Prep 10 mins
Cook 10 mins
A healthier alternative to spring rolls and easy to prepare. From BBC "Good Food" magazine.
- 1 tablespoon sunflower oil
- 1 carrot, shredded
- 120 g fresh shiitake mushrooms
- 100 g fresh bean sprouts
- 3 spring onions, thinly sliced
- 1 teaspoon gingerroot, peeled and grated
- 1 garlic clove, grated
- 3 tablespoons soy sauce
- 3 eggs
- 1 teaspoon sunflower oil
- Remove the stems from the mushrooms and slice finely.
- Heat the tbsp oil and fry the carrot and mushroom for 2 minutes.
- Add ginger, garlic, onion and beansprouts and cook for another 2 minutes.

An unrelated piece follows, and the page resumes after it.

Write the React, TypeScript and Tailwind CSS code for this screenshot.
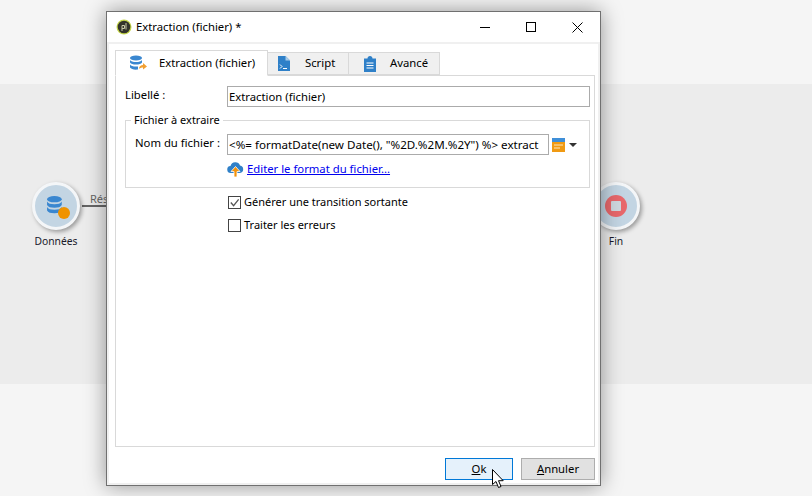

- Season with the soy and set aside.
- Beat together the eggs with the 1 tsp oil.
- Heat a medium frying pan and add a little egg (enough to just cover the bottom).
- Swirl in the pan and then flip when the edges become golden.
- Remove from pan and repeat until you have 6 pancakes.
- Cut each pancake in half.
- In the centre of the half moon place a spoonful of vegetable filling.
- Roll up so filling is secure, tucking the edges in as you go, repeat for the rest of the pancakes.
- Steam the rolls briefly to warm up (or microwave briefly) and serve.
We also got this issue of BBC's Good Food "The Healthy Issue" magazine. This is a super recipe, Quick & easy, healthy and low in fat. Happy to see this recipe posted!